No es casual, como tantas veces se ha advertido, que estas y otras demandas se planteen ahora, en el contexto de la crisis. La crisis económica ha desvelado que la democracia que tenemos es endeble. Todos vemos cómo los gobiernos, los parlamentos y los partidos han perdido en gran medida la capacidad de decidir. Deciden por ellos poderes más elevados, sin que sea posible someterlos, a su vez, a ningún control democrático. La respuesta de los indignados –y de otras muchas personas- era, pues, esperable y, en cierto modo, plantea alternativas sumamente civilizadas, alejadas de lo que podría llegar a ser la pura explosión de la violencia.

viernes, 10 de junio de 2011

problemas autonómicos


jose Asensi Sabater

En la tradición de la Revolución francesa, y después en la rusa y china, se suponía que un Estado fuerte y centralizado era sinónimo de progreso, modernidad e igualdad. Pero hasta este tipo de Estado tuvo que claudicar ante la evidencia de que una centralización excesiva hace imposible la buena marcha de cualquier organización –también de la política- y, por otra parte, suscita importantes rechazos allí donde el Estado no es homogéneo sino que existen comunidades cultural o políticamente diferenciadas. De ahí que, frente a las pretensiones del Estado dirigente y centralista, se alce otra sólida tradición que pone el énfasis en la descentralización del poder, sea mediante fórmulas federales, como en los Estados Unidos, sea mediante la variada gama de fórmulas de regionalización, autonomía, etcétera.

En España, desde la Transición, se llevó a cabo un proceso de descentralización bastante incisivo, con dos objetivos: facilitar la integración de las nacionalidades, reconocidas como tales en la Constitución, y otorgar a los diferentes territorios autonómicos un ámbito propio de competencias sobre sus propios asuntos, al margen de la vigilancia externa del Estado. Se suponía que una mayor autonomía iba a implicar mayor participación y control populares y, por consiguiente, que se alcanzarían valores positivos, válidos por sí mismos, tales como la democracia. Más autonomía significaba en aquél momento más democracia y, también, más control sobre los gobernantes y más posibilidades de denuncia y profilaxis de la corrupción.

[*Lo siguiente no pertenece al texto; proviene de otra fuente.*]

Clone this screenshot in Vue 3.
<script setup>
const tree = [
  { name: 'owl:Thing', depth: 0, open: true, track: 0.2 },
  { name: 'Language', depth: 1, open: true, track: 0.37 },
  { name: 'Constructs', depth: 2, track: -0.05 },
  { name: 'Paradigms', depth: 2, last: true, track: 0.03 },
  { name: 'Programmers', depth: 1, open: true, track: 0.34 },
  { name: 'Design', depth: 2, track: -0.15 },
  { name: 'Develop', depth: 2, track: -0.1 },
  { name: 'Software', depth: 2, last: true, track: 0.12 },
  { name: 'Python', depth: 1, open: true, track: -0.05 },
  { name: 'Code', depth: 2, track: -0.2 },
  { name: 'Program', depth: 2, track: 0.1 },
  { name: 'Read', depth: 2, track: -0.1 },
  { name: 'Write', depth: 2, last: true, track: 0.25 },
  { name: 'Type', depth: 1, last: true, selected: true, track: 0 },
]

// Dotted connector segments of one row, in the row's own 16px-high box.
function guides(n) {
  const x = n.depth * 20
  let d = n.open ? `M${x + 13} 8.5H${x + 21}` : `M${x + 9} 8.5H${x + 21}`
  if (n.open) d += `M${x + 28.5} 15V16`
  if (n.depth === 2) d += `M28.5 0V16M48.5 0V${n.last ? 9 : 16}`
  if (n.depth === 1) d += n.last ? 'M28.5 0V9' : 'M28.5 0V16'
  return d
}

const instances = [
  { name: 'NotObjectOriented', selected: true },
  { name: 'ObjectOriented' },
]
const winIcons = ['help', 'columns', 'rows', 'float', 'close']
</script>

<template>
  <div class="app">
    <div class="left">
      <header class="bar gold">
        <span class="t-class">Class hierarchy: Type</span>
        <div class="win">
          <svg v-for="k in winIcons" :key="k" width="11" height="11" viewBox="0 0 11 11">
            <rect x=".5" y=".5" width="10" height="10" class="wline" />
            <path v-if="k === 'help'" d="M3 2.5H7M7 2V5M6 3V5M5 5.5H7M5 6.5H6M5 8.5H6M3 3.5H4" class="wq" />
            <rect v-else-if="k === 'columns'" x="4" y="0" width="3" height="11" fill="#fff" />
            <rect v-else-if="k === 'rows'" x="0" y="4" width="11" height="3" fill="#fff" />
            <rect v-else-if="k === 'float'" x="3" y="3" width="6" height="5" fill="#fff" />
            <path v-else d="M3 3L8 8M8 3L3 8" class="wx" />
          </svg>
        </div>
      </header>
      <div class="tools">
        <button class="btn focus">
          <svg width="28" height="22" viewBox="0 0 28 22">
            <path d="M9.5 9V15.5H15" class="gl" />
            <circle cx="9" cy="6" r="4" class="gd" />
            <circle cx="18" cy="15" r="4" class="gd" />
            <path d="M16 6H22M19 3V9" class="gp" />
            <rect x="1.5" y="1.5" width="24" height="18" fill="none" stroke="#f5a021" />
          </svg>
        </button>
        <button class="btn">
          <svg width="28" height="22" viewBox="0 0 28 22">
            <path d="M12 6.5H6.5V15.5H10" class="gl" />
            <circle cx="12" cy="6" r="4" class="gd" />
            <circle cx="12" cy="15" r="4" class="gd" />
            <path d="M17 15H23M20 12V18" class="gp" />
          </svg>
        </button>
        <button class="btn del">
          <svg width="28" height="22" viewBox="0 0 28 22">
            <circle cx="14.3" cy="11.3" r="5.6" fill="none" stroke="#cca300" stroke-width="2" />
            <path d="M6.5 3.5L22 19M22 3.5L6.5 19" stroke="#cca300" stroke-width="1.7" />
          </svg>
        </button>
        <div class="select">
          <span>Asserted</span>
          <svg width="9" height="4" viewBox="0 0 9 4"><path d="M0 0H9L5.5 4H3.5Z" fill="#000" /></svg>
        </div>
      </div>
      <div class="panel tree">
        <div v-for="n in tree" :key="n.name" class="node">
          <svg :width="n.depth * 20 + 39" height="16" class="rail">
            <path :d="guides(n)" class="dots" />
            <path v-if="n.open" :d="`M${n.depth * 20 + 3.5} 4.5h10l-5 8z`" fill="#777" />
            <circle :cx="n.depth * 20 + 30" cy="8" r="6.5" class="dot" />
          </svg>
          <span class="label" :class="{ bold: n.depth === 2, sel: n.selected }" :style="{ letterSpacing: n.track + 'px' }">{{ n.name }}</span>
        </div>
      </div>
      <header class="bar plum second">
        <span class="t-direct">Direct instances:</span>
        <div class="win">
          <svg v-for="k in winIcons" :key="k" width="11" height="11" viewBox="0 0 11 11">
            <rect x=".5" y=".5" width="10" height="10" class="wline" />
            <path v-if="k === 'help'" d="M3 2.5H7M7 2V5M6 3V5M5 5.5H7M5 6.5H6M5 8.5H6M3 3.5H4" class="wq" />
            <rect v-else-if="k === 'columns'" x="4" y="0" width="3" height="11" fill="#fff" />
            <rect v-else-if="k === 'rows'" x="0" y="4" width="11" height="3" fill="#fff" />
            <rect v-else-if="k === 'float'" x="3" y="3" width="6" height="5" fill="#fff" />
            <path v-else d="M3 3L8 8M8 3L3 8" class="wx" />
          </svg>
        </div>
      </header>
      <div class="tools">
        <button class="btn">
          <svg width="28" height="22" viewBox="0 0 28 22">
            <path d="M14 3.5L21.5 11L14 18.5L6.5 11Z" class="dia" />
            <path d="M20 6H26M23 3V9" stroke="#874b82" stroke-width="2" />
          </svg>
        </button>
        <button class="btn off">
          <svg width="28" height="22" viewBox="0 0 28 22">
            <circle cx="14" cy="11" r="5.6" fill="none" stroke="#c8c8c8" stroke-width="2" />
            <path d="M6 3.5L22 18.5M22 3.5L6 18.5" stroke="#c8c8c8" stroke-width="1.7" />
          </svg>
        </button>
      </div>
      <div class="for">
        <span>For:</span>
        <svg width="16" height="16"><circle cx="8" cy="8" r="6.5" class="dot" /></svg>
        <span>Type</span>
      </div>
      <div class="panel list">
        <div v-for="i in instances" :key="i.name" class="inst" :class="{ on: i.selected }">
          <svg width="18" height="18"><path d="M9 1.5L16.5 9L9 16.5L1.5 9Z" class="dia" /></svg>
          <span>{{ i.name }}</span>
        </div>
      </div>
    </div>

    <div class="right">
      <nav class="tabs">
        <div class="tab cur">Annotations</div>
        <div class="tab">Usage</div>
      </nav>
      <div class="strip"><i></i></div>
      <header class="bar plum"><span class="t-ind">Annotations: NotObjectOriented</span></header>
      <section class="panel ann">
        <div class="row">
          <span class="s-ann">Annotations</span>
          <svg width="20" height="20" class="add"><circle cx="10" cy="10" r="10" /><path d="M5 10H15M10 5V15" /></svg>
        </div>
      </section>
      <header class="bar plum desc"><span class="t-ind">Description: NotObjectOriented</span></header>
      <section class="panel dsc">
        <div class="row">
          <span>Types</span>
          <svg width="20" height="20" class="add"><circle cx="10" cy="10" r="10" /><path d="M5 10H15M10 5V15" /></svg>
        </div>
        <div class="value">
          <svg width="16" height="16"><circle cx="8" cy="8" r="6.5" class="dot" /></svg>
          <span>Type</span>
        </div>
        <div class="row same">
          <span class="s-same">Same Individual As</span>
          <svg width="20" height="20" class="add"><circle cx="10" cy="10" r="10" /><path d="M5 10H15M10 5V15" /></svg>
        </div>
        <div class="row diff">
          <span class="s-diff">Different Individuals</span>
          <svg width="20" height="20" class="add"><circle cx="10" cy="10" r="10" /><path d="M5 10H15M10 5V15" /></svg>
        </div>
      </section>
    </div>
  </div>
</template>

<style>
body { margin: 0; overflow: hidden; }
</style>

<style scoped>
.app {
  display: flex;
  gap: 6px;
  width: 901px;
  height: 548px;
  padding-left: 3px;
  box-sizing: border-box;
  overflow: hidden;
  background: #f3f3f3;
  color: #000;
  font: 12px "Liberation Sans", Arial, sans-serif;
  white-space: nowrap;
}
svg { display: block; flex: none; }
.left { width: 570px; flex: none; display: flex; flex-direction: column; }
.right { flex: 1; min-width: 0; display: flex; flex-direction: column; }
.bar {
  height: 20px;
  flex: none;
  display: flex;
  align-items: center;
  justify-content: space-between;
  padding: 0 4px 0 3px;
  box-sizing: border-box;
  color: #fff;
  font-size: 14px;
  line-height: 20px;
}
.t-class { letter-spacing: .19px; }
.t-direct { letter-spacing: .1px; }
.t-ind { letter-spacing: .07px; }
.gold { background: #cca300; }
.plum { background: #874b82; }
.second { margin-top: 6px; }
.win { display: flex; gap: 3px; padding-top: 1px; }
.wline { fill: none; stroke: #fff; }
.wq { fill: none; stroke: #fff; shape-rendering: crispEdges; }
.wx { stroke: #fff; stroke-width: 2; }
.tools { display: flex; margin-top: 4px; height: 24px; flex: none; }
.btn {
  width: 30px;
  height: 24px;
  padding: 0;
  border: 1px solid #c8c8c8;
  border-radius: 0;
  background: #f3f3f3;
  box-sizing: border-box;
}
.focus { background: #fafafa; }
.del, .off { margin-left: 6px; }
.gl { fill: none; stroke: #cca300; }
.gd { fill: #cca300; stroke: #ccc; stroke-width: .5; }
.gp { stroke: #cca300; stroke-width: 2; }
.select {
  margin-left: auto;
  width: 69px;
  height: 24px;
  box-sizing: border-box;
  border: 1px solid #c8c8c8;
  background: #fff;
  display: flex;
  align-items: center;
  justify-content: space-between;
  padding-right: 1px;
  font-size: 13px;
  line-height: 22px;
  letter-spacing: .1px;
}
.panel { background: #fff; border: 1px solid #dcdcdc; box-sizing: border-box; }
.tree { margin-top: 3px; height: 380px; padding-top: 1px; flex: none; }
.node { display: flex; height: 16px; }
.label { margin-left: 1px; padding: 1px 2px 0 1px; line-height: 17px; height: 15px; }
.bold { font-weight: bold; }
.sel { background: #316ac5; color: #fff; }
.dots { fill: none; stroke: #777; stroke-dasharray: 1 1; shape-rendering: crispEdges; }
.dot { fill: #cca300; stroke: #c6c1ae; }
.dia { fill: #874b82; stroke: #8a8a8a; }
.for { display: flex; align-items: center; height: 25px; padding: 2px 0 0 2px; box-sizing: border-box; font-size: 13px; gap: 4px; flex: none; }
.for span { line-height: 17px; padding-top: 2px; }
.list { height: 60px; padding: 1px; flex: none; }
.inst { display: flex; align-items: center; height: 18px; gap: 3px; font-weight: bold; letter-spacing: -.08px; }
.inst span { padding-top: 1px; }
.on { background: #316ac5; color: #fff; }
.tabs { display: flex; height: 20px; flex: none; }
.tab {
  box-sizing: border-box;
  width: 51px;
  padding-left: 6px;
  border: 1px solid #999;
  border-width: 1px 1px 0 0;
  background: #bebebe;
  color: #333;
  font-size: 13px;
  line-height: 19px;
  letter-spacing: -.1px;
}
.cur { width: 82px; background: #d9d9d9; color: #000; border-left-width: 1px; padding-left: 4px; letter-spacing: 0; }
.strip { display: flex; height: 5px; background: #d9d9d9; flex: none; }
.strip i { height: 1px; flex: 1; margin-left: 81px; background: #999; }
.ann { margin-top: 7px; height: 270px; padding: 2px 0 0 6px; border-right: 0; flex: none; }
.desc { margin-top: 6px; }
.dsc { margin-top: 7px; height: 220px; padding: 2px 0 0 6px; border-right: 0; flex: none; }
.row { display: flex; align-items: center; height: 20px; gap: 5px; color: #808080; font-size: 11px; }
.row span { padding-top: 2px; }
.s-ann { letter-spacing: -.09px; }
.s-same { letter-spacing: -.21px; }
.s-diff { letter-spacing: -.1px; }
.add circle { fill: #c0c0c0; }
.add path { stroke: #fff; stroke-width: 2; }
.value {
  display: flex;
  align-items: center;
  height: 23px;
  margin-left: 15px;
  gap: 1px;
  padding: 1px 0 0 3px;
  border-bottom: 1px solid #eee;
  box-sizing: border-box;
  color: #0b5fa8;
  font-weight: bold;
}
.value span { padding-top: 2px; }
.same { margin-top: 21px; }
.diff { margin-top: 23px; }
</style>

Treinta años después de este diseño, al que han acompañado múltiples reformas y añadidos que han llegado a alterar las previsiones constitucionales, cabe preguntarse si los objetivos se han logrado. Respecto a la integración de las nacionalidades, el balance es ambiguo: treinta años de tira y afloja con los nacionalismos han reportado algunas ventajas (no olvidemos que los nacionalistas han colaborado con la gobernabilidad del Estado, tanto con gobiernos de izquierda como de derecha), pero no se ha resuelto en problema principal de la integración, puesto que los nacionalismos siguen teniendo el punto de mira fijo en la autodeterminación. Respecto a la cuestión de la democracia, el balance es desigual: se han consolidado entes autonómicos, pero la atribución de mayores cuotas de poder a las elites locales ha desembocado, en según en qué territorios, en un gasto descontrolado y en un aumento verdaderamente alarmante de la corrupción. Basta ver lo sucedido en Autonomías como la valenciana para hacerse una idea.

La crisis económica ha destapado la necesidad de revisar el modelo. Y no tanto porque haya que hacer caso a esa suicida receta de recortar y recortar, dictada por Alemania, sino por el despilfarro intrínseco en que han incurrido muchas Autonomías para satisfacer clientelas y acumular poder. Los planes de los responsables de tanta impudicia se ciernen una vez más, como si de una maldición bíblica se tratara, sobre los débiles. De modo que los mismos manirrotos que, por ejemplo, han dejado exhaustas las arcas de la Generalitat serán los que lleven adelante la siniestra poda de los servicios públicos generales, dejando a la población en condición precaria, arruinada y destartalada.

Tal vez hay un error en el diseño inicial de las Autonomías en España. Se les encargó que gestionaran servicios esenciales, como la sanidad, la educación y otras prestaciones sociales, pero tales tareas no las pudieron respaldar puesto que carecen de una política económica coherente con ese cometido. Los instrumentos de política económica quedaron en manos del Gobierno que, a su vez, un gobierno tras otro, los traspasaron a los mercados financieros y los bancos alemanes. Los ciudadanos no tienen manera de exigir a sus gobiernos autonómicos responsabilidad alguna, pese que voten. Están excluidos. Y como la única manera de ajustar el déficit a toda prisa, la gran obsesión, es morder en el gasto social, no cabe ninguna duda de que éste es el centro del programa oculto, aunque evidente, que trae Rajoy bajo el brazo. Una vuelta de tuerca más que arruinará generaciones.

Entretanto, el pesoe se lame las heridas pero insiste en sus errores.